_EXERCISE_. Single out the lines of the material that contain "React" and copy them.

_AVAILABLE DATA_.
====

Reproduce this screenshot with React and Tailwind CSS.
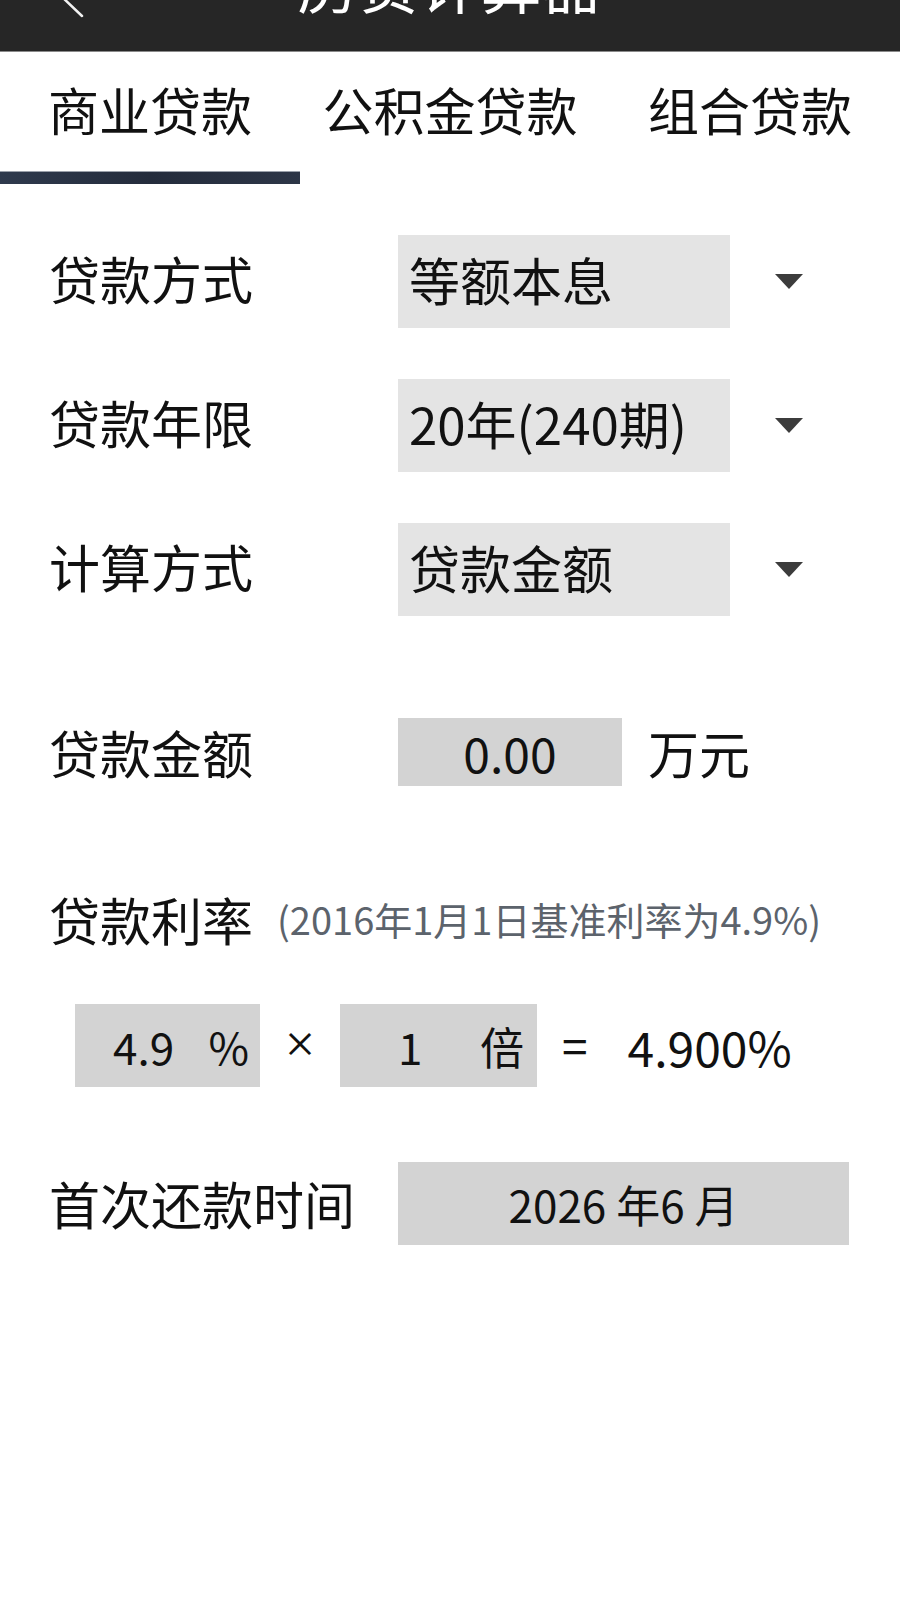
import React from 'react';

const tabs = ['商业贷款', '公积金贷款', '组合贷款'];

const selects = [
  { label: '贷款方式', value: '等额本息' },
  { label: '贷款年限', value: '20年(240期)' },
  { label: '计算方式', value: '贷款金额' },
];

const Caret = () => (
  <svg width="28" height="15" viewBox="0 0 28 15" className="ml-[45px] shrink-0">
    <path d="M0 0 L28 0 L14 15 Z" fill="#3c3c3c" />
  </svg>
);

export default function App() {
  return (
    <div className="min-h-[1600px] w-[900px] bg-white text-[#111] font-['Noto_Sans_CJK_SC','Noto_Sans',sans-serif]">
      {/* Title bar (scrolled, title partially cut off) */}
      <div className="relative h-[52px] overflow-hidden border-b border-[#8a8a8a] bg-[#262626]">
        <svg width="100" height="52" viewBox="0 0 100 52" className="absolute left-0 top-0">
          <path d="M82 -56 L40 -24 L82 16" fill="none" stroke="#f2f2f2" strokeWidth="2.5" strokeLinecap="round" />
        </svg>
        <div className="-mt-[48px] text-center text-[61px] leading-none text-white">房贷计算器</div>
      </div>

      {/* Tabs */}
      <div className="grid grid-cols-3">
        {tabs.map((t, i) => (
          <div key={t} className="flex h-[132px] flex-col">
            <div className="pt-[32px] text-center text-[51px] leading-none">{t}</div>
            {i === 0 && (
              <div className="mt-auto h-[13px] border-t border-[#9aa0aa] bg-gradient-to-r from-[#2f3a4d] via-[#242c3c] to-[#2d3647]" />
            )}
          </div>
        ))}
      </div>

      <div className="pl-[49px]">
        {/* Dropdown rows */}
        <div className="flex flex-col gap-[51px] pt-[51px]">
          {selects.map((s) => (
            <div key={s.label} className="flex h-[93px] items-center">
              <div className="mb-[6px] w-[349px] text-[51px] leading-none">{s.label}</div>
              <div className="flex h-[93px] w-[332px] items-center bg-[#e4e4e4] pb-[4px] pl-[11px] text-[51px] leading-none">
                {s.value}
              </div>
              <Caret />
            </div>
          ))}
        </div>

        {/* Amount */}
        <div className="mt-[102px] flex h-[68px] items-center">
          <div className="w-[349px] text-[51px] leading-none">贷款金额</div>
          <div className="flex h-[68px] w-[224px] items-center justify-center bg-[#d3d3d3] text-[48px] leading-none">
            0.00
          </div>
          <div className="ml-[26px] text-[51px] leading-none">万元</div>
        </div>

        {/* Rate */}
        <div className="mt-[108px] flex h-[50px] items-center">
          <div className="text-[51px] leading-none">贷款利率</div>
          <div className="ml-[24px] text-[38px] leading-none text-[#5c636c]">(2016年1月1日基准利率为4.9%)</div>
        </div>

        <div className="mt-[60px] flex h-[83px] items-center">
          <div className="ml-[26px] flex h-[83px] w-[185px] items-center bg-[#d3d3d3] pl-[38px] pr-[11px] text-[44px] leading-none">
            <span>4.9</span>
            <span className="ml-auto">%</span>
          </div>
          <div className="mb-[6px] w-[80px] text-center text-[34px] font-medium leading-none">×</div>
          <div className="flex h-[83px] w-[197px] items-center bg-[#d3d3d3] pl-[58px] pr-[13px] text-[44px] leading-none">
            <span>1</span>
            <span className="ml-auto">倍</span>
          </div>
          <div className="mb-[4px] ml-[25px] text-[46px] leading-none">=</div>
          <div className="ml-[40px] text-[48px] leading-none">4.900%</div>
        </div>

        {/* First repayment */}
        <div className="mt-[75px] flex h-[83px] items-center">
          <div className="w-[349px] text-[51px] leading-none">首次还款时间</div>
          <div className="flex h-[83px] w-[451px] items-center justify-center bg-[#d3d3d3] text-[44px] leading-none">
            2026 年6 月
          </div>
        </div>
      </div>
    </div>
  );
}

====

_EXPECTED ANSWER_.
Reproduce this screenshot with React and Tailwind CSS.
import React from 'react';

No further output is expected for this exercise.